Leo wouldn't see this, necessarily. But without dispute, Islam's founder is acknowledged to be Mohammed, i.e. an individual. He needed backing from somewhere because his ideology began in a hostile environment. He couldn't get support from most of the local Arabs, who were essentially polytheists at the time. He didn't get it from Christians. What other source of assistance was there? Only the Vatican, which had motive, opportunity and means, as testified by Alberto. On a related point, Mr Zagami is wrong to say that Islam is tolerant, as I think he did. Islam's attitude to non-Muslims, i.e. infidels inhabiting 'Dar-al-Harb,' 'House of War,' is uncompromising and set out unequivocally in Sura 9 and elsewhere in the Qur'an. (The verse in Sura 2 about "no compulsion in religion" was of course a (Vatican-based) ploy to deflect the opposition when Mohammed had few followers and was militarily weak. Things had changed radically by the time Sura 9 was recorded, as we know.)

I think the emailer was wrong to state that similarities between Catholicism and Islam is 'no proof' that the Vatican created Islam. It is the exact proof. First, as indicated, some powerful belief system supported Mohammed, the instigator of Islam, and it is difficult to find any other apart from Rome in the 7th century - see above. But also, all false religions, including Buddhism, which the emailer mentioned, stem from 'Mystery Babylon,' ultimately expressed until the Second Advent in the Roman system that the Lord condemns in Revelation 17. So again, Islam is just one of the abominations of Revelation 17 stemming in the Christian era from Rome, along with Buddhism, Hinduism and the rest, all offspring of 'Mystery Babylon' as Bro. David Daniels's book reveals. Mr Zagami should also read Queen of All by Jim Tetlow et al..

Re: Israel, your disclosures about Muslims being forced back into Israel by their co-religionists was revealing and agrees with material I've seen elsewhere. Colonel Richard Meinertzhagen, author of Middle East Diary, 1917-1956, was a British Army officer who served on General Allenby's staff and a strong supporter of the sovereign, independent nation of Israel - which should be emptied of Arabs, as you mentioned. He records speaking to a Lebanese contractor in 1956 about the then plight of Palestinian refugees. Col. Meinertzhagen urged that wealthy Arabs should help their co-religionists, e.g. by resettling them. The Lebanese described the Palestinians as "human rubbish, but a political goldmine!" That is why the current problems persist to this day.

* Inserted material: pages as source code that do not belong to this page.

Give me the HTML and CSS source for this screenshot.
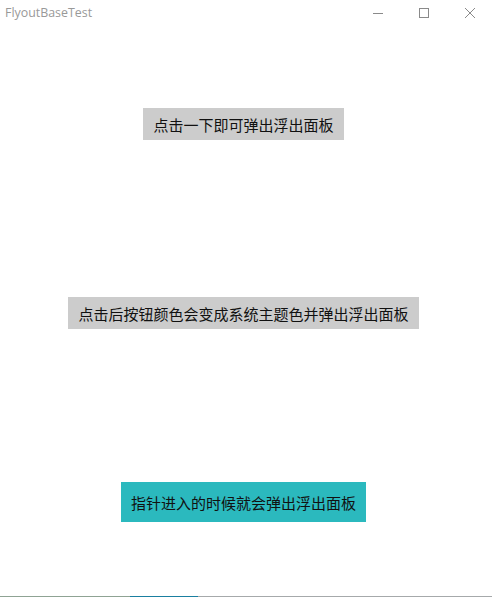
FILE: index.html
```html
<!DOCTYPE html>
<html lang="zh-CN">
<head>
<meta charset="utf-8">
<link rel="stylesheet" href="styles.css">
</head>
<body>
<div class="window">
  <div class="titlebar">
    <span class="title">FlyoutBaseTest</span>
    <div class="controls">
      <span class="ctl"><svg width="12" height="12" viewBox="0 0 12 12"><path d="M1 6.5h10" stroke="#8a8a8a" stroke-width="1"/></svg></span>
      <span class="ctl"><svg width="12" height="12" viewBox="0 0 12 12"><rect x="1.5" y="1.5" width="9" height="9" fill="none" stroke="#8a8a8a" stroke-width="1"/></svg></span>
      <span class="ctl"><svg width="12" height="12" viewBox="0 0 12 12"><path d="M1 1L11 11M11 1L1 11" stroke="#8a8a8a" stroke-width="1"/></svg></span>
    </div>
  </div>
  <div class="content">
    <div class="btn btn-a">点击一下即可弹出浮出面板</div>
    <div class="btn btn-b">点击后按钮颜色会变成系统主题色并弹出浮出面板</div>
    <div class="btn btn-c">指针进入的时候就会弹出浮出面板</div>
  </div>
  <div class="strip">
    <span class="seg seg1"></span>
    <span class="seg seg2"></span>
    <span class="seg seg3"></span>
  </div>
</div>
</body>
</html>
```
FILE: styles.css
```css
html, body {
  margin: 0;
  padding: 0;
  background: #ffffff;
}
.window {
  width: 492px;
  height: 597px;
  display: flex;
  flex-direction: column;
  overflow: hidden;
}
.titlebar {
  height: 25px;
  display: flex;
  align-items: center;
  justify-content: space-between;
  padding-left: 5px;
}
.title {
  font-family: "Open Sans", "Noto Sans", sans-serif;
  font-size: 12.4px;
  color: #999999;
}
.controls {
  display: flex;
  align-self: stretch;
  align-items: center;
  padding-right: 16px;
  gap: 34px;
}
.ctl {
  width: 12px;
  height: 12px;
  display: flex;
}
.content {
  width: 487px;
  display: flex;
  flex-direction: column;
  align-items: center;
  padding-top: 83px;
  flex: 1;
}
.btn {
  font-family: "Noto Sans CJK SC", sans-serif;
  font-size: 15px;
  color: #111111;
  background: #cccccc;
  padding: 0 10px;
  height: 32px;
  display: flex;
  align-items: center;
  white-space: nowrap;
}
.btn-b {
  margin-top: 157px;
}
.btn-c {
  margin-top: 153px;
  height: 40px;
  background: #2bb9be;
}
.strip {
  height: 1px;
  display: flex;
}
.seg1 { width: 130px; background: #8fa394; }
.seg2 { width: 68px; background: #1a7fa0; }
.seg3 { flex: 1; background: #a6a9ab; }
```
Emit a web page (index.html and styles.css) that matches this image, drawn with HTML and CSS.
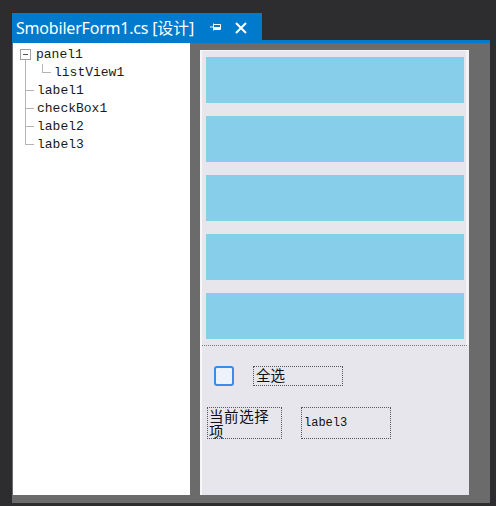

Re: Israel itself, I believe that the Lord has relocated His people there in accordance with the endtimes, even if He used ungodly leaders to help bring it about, although I believe that General Allenby's conquest of the Holy Land and capture of Jerusalem (without firing a shot) was of the Lord, although much of what followed was not, as Col. Meinertzhagen reveals.

It is a worthy aim, to urge that professing Christians, Muslims and Jews work together for peace, in the Mideast and elsewhere but I think it has to be acknowledged that it won't happen until the Prince of Peace returns, Isaiah 9:6.

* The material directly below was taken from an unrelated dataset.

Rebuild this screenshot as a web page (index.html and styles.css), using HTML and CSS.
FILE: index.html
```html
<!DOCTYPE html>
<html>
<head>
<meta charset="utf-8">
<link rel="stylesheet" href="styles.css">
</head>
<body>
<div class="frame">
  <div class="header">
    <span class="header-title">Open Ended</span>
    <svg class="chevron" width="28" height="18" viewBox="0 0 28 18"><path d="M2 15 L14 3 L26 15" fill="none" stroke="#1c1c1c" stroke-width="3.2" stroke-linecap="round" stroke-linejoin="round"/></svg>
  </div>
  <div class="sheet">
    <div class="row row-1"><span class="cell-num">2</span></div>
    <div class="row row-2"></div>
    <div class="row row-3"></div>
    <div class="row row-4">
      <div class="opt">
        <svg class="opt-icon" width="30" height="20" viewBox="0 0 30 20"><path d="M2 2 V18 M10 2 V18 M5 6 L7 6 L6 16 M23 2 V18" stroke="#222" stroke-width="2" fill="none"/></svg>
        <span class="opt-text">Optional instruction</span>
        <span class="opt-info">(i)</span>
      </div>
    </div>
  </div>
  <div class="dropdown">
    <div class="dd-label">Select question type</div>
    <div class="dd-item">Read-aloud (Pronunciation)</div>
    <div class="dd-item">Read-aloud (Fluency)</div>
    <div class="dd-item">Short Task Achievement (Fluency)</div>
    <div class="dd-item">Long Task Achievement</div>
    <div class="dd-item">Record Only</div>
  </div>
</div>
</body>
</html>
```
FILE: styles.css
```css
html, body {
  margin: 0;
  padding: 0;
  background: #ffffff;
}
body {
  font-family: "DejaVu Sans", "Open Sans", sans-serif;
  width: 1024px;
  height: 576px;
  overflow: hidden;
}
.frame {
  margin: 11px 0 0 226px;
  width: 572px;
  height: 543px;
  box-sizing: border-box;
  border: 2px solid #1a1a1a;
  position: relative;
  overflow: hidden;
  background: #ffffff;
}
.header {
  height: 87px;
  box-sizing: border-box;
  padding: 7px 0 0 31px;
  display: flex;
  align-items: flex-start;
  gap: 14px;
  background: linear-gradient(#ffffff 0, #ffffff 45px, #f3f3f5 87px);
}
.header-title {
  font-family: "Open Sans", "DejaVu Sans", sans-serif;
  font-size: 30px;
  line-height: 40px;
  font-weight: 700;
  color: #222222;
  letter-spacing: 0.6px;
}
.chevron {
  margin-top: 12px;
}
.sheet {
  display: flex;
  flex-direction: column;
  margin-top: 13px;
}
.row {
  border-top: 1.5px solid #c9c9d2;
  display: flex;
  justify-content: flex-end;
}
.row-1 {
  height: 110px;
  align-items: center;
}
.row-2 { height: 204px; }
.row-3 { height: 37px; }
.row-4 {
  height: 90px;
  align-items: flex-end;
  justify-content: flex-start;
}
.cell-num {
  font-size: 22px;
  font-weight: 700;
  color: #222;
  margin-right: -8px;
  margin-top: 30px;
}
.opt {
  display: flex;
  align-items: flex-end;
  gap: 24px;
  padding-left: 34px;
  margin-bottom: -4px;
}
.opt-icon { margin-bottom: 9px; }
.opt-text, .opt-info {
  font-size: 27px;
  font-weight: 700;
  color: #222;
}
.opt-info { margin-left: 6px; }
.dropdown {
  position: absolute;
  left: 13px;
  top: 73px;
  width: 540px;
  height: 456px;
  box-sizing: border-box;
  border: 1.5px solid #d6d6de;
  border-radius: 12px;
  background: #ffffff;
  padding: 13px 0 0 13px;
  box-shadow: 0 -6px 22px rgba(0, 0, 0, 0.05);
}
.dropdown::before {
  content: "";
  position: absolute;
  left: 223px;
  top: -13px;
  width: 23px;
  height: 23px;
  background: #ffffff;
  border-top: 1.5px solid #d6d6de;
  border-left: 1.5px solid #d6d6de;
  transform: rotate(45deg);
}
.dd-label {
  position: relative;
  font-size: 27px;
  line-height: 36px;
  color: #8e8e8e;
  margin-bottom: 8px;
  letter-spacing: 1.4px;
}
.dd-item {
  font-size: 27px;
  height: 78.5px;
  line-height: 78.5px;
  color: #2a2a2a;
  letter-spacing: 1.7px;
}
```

I believe that you make a strong case for the treachery of many of Israel's leaders but what is interesting is what an English engineer told my parents and I many years ago, during the 6-Day War. He had worked at the oil refinery in Haifa in the late 1930s and witnessed firsthand an unprovoked attack by marauding Arab Muslims who invaded the site and started literally hacking Jewish process workers to death. The mayhem was stopped when a British official drove into the site, standing up in the back of an open staff car. He brandished his swagger stick and ordered the Arabs in no uncertain terms to clear off, which they promptly did. Britain still had real power via the AV1611 in those days, though WW2 would just about finish it.

However, this engineer said, also giving the lie to the notion of British-Israelism, "The Jews will never give in now that they've got Israel back." He also dismissed the Arabs as "a hopeless lot," which again suggests, in agreement with your work, that Islam needs strong backing from somewhere and no other candidates apart from the Vatican, or Vatican-controlled politicians seem to be forthcoming.

I think that man's words are just as true today. Israel's Jews have not given in - a rebuke to multi-culti Britain and the US - but they could be, and will be, betrayed by those of their leaders who will make "a covenant with death" Isaiah 28:15.

In sum, a most valuable interview and encouraging that more is to come. But the full picture can't be seen apart from the scriptures, which also give a warning to any genuinely compassionate individual who thinks he can 'dialogue' with the enemies of God, Jeremiah 40, where the villain of the piece 'just happens' to be named after Mohammed's ancestor.

If that isn't a dire warning to anyone who would shake the bloody hand of Rome/Islam, in whatever form, I don't know what is.

Hope this helps. Feel free to use it however you wish.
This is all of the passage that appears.